I'm going to have to. Even sitting here talking to you has been re-energizing. She swears she was forward about her depression when we met, but I had no idea! This was about four years ago. Quick relationship - she had a kid from a previous (abusive) marriage and we decided to both settle down for the sake of stability for her kid. We had a second one together who will be 3 in September. I swear if it weren't for our two girls growing up having her as a single mother, I'd have left her already. I love her, but it feels like (and I know it is the depression to blame) that she doesn't want to get better.
Our girls aren't directly affected, although they both have anxiety issues (both tested high IQ) and I wonder if it is possible they are getting a vibe off their mother, despite her doing her best to hide it all from them.
Then she wears the guilt, on top of everything else, that she is a horrible mother and has affected them. When Adele was an infant, we thought Cassie was going through postpartem, but realized after the fact that she was just unmedicated and suffering a major bout. Adele was definitely collicky. I spent hours at night rocking her back to sleep because her mom was at her wits' end.

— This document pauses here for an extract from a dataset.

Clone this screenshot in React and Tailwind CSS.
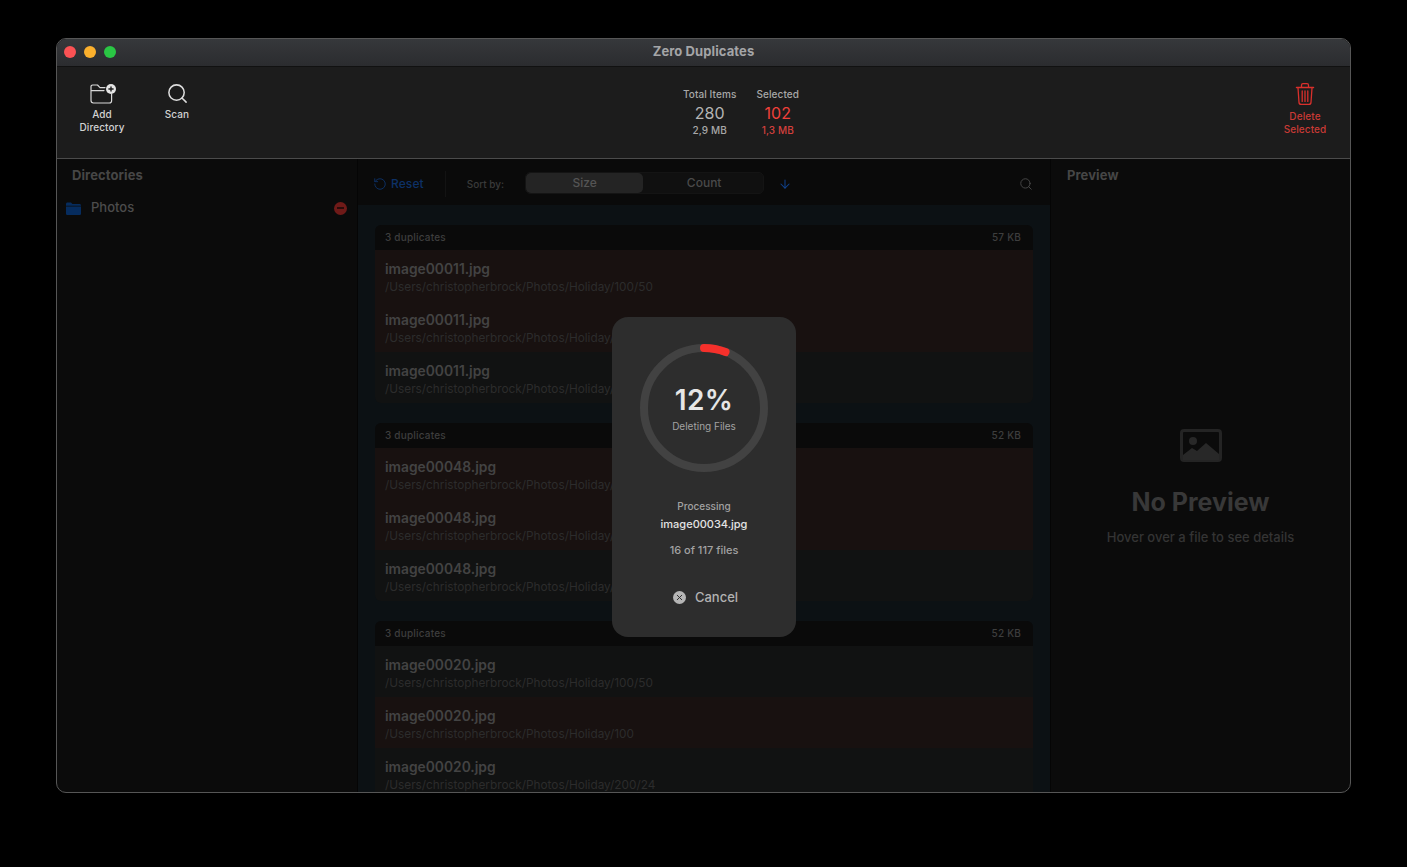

She breastfeed her to about 18 months or so. Then gave it up slowly and went back on meds. Things have been a roller coaster ever since.
I wonder if it would be better to file for divorce and pursue custody of the kids. I know you can't make that recommendation, but I really don't want to have this affect me as a parent and ultimately spend the next 20 years trying to shield our daughters.
I literally had no idea what I was getting in to with her depression. She is going this week to have her meds reviewed again. I plan on going, but I really just want to tell the doctor that it doesn't seem to help when Cassie drinks upwards of a bottle of wine every night.
For better or for worse. If I managed to decide that it was better for my girls and I to leave, it would probably destroy her.
And, while this sounds sexist, we live in an area where the courts will largely side with the mother in custody issues, unless she's a drug addict or incarcerated.
In person. I think I've worn out my $22 with you!
I'm going to have to do the therapy thing, maybe group therapy.
Thanks again for all your comments and observations. The only therapist I've been exposed to in the past 4 years is the one I'm married to!
I will rate you for excellent service. This has been encouraging, thanks for your time. I have to get going!